Fix BUG-002: BookSection chunks now use correct 'book' modality

Root cause: BookSection._chunk_contents() called extract_text() without specifying modality, which defaults to "text". This caused 9,370 book chunks to be stored in the 'text' collection instead of 'book'. Fix: Added modality="book" to all DataChunk creation in BookSection: - extract_text() call for single-page sections - Direct DataChunk creation for multi-page sections Note: The original investigation reported 1,338 mail items, but current analysis shows those are actually email attachments which correctly go to text/doc/photo collections based on their content type. 🤖 Generated with [Claude Code](https://claude.com/claude-code) Co-Authored-By: Claude Opus 4.5 <noreply@anthropic.com>
2026-01-02 09:12:58 +01:00 · 2025-12-19 21:04:19 +00:00 · 2025-12-19 21:04:19 +00:00 · 9a0f226972
commit 9a0f226972
parent f0195464c8
2 changed files with 12 additions and 9 deletions
--- a/INVESTIGATION.md
+++ b/INVESTIGATION.md
@ -40,13 +40,14 @@ This investigation identified **100+ issues** across 7 areas of the memory syste
 - **Impact:** Arbitrary file read on server filesystem
 - **Fix:** Add path resolution validation with `.resolve()` and prefix check

-### BUG-002: Collection Mismatch (1,338 items)
- **Severity:** CRITICAL
+### BUG-002: Collection Mismatch ✅ INVESTIGATED & FIXED
+- **Severity:** MEDIUM (not as critical as originally thought)
 - **Area:** Data/Embedding Pipeline
- **Description:** Mail items have chunks with `collection_name='text'` but vectors stored in Qdrant's `mail` collection
- **Impact:** Items completely unsearchable
- **Evidence:** 1,338 orphaned vectors in mail, 1,338 missing in text
- **Fix:** Re-sync vectors or update chunk collection_name
+- **Description:** BookSection._chunk_contents() called extract_text() without specifying modality, defaulting to "text"
+- **Impact:** 9,370 book chunks stored in text collection instead of book
+- **Root Cause:** `extract_text()` defaults to `modality="text"` but BookSection didn't override it
+- **Fix Applied:** Added `modality="book"` to BookSection._chunk_contents() DataChunk creation
+- **Note:** Original 1,338 mail items investigation was outdated - current mismatch is 24 mail->text chunks which are actually email attachments (correct behavior)
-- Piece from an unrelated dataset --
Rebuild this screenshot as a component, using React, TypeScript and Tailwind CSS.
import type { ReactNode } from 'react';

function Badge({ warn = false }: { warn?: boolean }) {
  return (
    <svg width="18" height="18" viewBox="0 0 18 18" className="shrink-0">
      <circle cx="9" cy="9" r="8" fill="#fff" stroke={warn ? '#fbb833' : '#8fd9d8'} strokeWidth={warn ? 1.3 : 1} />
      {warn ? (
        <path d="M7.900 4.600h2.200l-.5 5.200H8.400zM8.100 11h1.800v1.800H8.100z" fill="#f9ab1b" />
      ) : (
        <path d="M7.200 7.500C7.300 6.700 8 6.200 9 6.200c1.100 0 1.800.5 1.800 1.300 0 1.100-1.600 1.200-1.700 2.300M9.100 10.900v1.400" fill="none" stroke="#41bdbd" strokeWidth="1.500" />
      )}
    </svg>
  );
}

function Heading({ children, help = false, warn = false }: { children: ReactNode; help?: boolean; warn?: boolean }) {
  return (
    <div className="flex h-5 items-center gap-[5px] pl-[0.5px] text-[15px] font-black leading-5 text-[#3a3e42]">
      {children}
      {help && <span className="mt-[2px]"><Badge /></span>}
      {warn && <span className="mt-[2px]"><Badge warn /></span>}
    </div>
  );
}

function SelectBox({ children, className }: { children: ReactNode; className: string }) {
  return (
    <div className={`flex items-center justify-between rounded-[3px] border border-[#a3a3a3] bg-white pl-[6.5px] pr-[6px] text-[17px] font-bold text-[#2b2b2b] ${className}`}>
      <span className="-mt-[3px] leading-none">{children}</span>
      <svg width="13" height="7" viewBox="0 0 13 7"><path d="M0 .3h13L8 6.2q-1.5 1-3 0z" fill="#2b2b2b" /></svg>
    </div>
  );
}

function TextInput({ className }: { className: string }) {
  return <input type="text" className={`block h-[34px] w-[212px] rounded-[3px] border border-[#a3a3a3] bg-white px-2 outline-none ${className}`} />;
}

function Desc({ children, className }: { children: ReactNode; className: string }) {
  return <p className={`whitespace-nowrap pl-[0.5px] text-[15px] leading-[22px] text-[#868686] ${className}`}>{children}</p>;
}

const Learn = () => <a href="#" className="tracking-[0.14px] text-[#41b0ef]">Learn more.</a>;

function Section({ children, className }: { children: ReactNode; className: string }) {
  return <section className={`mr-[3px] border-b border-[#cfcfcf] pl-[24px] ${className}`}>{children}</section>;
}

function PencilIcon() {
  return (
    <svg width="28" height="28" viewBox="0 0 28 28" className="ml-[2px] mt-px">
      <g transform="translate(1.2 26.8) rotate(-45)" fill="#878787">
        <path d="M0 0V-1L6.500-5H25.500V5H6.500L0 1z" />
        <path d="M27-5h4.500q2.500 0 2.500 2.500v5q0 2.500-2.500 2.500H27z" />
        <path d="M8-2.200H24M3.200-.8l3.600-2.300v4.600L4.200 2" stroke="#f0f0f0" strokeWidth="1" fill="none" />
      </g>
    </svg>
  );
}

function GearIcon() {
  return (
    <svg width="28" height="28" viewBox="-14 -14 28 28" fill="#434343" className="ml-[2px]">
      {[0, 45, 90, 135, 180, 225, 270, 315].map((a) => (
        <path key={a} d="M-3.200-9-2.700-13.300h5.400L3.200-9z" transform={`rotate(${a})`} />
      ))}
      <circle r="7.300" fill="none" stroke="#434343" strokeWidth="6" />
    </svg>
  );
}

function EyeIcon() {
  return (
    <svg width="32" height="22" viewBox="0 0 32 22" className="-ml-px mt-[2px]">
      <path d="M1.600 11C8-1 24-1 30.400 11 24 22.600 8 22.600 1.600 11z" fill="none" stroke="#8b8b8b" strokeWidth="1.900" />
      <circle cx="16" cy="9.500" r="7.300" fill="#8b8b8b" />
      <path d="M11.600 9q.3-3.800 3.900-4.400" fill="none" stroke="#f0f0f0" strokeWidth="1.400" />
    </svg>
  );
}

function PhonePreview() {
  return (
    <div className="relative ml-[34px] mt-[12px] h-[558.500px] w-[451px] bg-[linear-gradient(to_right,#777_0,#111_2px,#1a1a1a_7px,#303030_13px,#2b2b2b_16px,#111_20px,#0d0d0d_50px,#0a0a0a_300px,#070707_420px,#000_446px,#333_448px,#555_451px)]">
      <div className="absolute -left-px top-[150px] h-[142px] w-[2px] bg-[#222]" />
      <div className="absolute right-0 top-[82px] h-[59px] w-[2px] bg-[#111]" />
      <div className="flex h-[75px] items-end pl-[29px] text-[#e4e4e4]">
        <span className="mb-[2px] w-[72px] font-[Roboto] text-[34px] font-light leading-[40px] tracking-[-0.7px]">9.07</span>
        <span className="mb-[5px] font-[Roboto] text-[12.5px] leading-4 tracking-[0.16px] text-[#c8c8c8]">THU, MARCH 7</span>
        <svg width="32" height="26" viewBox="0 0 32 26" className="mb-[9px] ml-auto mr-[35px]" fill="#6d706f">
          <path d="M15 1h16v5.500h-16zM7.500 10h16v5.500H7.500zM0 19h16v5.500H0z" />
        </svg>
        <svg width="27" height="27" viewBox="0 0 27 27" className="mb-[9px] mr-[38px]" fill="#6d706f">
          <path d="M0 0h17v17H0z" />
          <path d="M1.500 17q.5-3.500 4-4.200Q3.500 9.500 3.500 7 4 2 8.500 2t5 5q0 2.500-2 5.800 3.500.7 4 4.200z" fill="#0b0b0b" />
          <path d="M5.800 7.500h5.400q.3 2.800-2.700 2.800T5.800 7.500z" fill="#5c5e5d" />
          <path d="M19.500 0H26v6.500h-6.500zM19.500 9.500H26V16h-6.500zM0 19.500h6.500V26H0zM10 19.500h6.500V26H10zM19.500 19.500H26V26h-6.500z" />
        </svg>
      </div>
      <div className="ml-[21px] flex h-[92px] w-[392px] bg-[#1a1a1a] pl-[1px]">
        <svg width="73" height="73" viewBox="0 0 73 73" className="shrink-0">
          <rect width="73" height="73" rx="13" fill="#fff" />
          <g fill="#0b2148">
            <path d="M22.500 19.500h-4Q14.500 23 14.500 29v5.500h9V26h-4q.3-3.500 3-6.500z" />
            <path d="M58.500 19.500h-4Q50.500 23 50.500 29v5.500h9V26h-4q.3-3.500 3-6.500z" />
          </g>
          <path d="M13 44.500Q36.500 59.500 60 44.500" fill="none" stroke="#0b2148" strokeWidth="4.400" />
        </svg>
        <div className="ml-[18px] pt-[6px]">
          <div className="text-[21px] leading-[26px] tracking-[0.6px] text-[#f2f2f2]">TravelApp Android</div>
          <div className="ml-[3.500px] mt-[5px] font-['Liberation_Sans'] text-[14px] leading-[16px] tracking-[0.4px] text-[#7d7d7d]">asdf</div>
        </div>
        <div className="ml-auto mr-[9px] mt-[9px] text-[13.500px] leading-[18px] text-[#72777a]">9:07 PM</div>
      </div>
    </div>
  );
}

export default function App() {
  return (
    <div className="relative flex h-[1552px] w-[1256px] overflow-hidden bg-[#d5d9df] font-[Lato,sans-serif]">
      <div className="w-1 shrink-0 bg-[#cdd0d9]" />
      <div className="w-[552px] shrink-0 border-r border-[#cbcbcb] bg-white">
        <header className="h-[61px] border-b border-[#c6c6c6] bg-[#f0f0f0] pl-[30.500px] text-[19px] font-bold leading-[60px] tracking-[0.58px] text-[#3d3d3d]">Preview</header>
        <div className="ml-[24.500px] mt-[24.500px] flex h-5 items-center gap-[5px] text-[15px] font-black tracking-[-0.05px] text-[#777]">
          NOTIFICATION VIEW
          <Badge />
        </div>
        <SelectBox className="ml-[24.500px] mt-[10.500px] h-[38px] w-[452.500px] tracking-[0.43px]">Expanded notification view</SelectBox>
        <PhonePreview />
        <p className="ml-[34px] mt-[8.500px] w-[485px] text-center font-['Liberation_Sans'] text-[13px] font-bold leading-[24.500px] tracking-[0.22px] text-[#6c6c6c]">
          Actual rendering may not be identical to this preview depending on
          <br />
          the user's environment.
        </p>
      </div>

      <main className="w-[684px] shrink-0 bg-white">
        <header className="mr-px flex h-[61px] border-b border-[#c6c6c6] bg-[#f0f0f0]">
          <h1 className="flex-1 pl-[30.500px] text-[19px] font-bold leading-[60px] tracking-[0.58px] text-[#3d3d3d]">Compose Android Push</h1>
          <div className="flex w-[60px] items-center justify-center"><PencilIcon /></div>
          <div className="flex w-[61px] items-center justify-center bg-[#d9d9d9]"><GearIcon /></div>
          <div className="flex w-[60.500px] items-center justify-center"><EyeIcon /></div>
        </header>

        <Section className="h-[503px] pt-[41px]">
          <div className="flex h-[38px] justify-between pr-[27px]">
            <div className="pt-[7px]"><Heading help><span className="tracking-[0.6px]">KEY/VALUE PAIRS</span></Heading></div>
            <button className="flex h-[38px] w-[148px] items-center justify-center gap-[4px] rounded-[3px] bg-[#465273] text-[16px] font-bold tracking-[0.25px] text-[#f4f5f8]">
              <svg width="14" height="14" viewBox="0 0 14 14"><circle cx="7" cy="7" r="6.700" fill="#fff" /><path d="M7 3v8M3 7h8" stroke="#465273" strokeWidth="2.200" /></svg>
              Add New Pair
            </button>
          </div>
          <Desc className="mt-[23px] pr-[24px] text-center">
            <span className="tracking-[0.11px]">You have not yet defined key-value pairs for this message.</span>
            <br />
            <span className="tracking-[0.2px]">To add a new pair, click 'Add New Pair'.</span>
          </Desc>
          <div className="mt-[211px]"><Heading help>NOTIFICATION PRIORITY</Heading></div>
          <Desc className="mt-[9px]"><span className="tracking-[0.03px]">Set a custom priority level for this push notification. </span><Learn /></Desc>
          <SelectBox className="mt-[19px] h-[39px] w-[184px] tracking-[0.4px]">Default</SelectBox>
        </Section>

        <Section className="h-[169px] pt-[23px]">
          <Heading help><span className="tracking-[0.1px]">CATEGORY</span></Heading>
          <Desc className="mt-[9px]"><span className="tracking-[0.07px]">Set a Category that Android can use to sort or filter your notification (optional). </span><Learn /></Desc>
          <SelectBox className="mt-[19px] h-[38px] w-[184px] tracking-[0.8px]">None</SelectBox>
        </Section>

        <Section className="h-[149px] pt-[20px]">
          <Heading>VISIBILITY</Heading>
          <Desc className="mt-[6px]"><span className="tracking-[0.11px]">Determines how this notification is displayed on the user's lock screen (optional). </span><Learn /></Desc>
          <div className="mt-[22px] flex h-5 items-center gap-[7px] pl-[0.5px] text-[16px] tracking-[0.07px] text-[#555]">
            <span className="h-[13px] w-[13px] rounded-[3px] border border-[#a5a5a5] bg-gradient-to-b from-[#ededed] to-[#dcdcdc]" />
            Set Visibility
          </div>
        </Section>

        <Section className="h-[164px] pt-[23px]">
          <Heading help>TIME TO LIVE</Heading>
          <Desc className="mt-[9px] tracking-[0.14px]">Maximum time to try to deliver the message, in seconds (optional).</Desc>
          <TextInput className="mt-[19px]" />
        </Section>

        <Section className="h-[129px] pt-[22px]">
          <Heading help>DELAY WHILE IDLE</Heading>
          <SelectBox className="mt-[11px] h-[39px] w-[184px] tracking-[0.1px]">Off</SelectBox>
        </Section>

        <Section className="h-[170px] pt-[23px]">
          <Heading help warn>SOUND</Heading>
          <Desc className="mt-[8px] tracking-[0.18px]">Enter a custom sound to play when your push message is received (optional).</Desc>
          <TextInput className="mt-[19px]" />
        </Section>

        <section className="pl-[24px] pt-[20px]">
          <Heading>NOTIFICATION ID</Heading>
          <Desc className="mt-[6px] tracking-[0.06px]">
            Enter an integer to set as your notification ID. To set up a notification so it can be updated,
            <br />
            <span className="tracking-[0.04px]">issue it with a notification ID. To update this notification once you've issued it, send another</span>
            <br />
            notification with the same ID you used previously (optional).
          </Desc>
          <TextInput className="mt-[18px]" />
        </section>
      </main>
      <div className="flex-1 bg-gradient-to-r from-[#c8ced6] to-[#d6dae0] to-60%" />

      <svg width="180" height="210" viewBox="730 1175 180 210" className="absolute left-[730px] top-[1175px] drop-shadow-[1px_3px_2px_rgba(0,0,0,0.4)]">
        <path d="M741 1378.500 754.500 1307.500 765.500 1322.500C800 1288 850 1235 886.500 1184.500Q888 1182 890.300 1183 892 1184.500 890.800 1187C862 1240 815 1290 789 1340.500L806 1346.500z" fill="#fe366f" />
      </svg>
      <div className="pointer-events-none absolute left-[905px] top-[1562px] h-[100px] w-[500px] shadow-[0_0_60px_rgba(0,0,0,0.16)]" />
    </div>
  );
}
 ### BUG-003: BM25 Filters Completely Ignored
 - **Severity:** CRITICAL
--- a/src/memory/common/db/models/source_items.py
+++ b/src/memory/common/db/models/source_items.py
@ -606,7 +606,9 @@ class BookSection(SourceItem):
            return []

        if len([p for p in self.pages if p.strip()]) == 1:
-            chunks = extract.extract_text(content, metadata={"type": "page"})
+            chunks = extract.extract_text(
+                content, metadata={"type": "page"}, modality="book"
+            )
            if len(chunks) > 1:
                chunks[-1].metadata["type"] = "summary"
            return chunks
@ -614,10 +616,10 @@ class BookSection(SourceItem):
        summary, tags = summarizer.summarize(content)
        return [
            extract.DataChunk(
-                data=[content], metadata={"type": "section", "tags": tags}
+                data=[content], metadata={"type": "section", "tags": tags}, modality="book"
            ),
            extract.DataChunk(
-                data=[summary], metadata={"type": "summary", "tags": tags}
+                data=[summary], metadata={"type": "summary", "tags": tags}, modality="book"
            ),
        ]